Artificial intelligence can adapt open resources to individual learning styles:

  • generating summaries,

  • adjusting difficulty levels,

  • creating quizzes and practice problems,

  • offering real-time feedback.

Imagine an open textbook that automatically evolves based on the learner’s needs—this is already becoming possible.

Open research and reproducibility

As open data and open science grow, OER will integrate:

  • research datasets,

  • replicable experiments,

  • interactive simulations,

  • open lab notebooks.

This bridges the gap between education and research, allowing learners to engage with real scientific processes.

Localized and multilingual ecosystems

The next wave of OER expansion is linguistic and cultural. Projects in Africa, Latin America, and Southeast Asia are creating localized open frameworks that reflect regional knowledge, indigenous languages, and community priorities. This is a critical step toward inclusive education.

Government-backed national OER policies

Policies promoting open licensing for publicly funded educational content can dramatically expand the OER landscape. When governments adopt openness as a principle, OER become not just an option but a foundation.

Lifelong learning and workforce development

OER are ideal for adult learners seeking to reskill or upskill. As industries evolve rapidly, open resources may become the backbone of workforce education—flexible, accessible, and constantly updated.

Final Thoughts: Openness as a Cornerstone of the Future of Learning

The global adoption of open educational resources represents one of the most significant—and democratizing—shifts in modern education. By removing barriers of cost, geography, language, and institutional affiliation, OER empower learners and teachers alike. They encourage creativity, collaboration, and equity, offering pathways to knowledge that were once inaccessible to millions.

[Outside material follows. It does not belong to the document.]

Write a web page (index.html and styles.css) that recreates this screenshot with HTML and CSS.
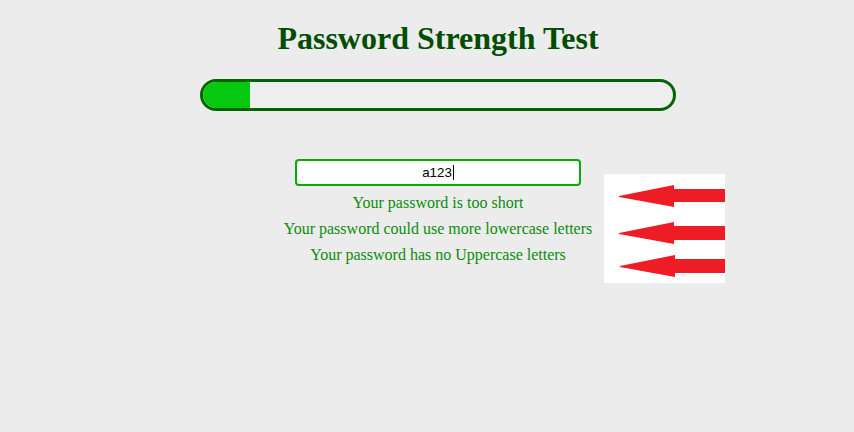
FILE: index.html
```html
<!DOCTYPE html>
<html>
<head>
<meta charset="utf-8">
<link rel="stylesheet" href="styles.css">
</head>
<body>
<main class="page">
  <h1 class="title">Password Strength Test</h1>
  <div class="meter"><div class="meter-fill" style="width:47px"></div></div>
  <div class="field"><span class="field-text">a123</span><span class="caret"></span></div>
  <div class="messages">
    <p class="msg">Your password is too short</p>
    <p class="msg">Your password could use more lowercase letters</p>
    <p class="msg">Your password has no Uppercase letters</p>
  </div>
</main>
<svg class="arrows" width="121" height="109" viewBox="0 0 121 109">
  <rect width="121" height="109" fill="#fff"/>
  <polygon fill="#ee1c25" points="15,22 70,11 70,15 121,15 121,28 70,28 70,33 15,23"/>
  <polygon fill="#ee1c25" points="15,59 70,48 70,52 121,52 121,66 70,66 70,70 15,60"/>
  <polygon fill="#ee1c25" points="16,92 71,81 71,85 121,85 121,99 71,99 71,103 16,93"/>
</svg>
</body>
</html>
```
FILE: styles.css
```css
html, body {
  margin: 0;
  padding: 0;
  background: #ececec;
}
body {
  width: 854px;
  height: 432px;
  position: relative;
  overflow: hidden;
}
.page {
  padding-left: 22px;
  display: flex;
  flex-direction: column;
  align-items: center;
}
.title {
  font-family: "Liberation Serif", "Times New Roman", serif;
  font-weight: bold;
  font-size: 32px;
  line-height: 37px;
  color: #004d00;
  margin: 20px 0 0;
}
.meter {
  box-sizing: border-box;
  width: 476px;
  height: 32px;
  border: 3px solid #006400;
  border-radius: 16px;
  background: #eeeeee;
  margin-top: 22px;
  overflow: hidden;
}
.meter-fill {
  height: 100%;
  background: #06c80f;
}
.field {
  box-sizing: border-box;
  width: 286px;
  height: 27px;
  margin-top: 48px;
  border: 2px solid #00ad00;
  border-radius: 4px;
  background: #fff;
  display: flex;
  align-items: center;
  justify-content: center;
  font-family: "Liberation Sans", Arial, sans-serif;
  font-size: 13.33px;
  color: #000;
}
.caret {
  width: 1px;
  height: 15px;
  background: #000;
  margin-left: 1px;
}
.messages {
  margin-top: 4px;
  display: flex;
  flex-direction: column;
  align-items: center;
}
.msg {
  margin: 0;
  font-family: "Liberation Serif", "Times New Roman", serif;
  font-size: 16px;
  line-height: 26px;
  color: #0b8c0b;
}
.arrows {
  position: absolute;
  left: 604px;
  top: 174px;
}
```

But the promise of OER depends on sustaining the movement: improving quality, ensuring accessibility, supporting contributors, and raising awareness. The future of education will not be defined only by technology or infrastructure, but by the values we choose—openness, inclusivity, and shared ownership of knowledge.

In a world where information is increasingly monetized, OER stand as a reminder that learning is a public good. They bring us closer to a vision of education grounded in justice, community, and universal access—where knowledge is not a privilege but a right.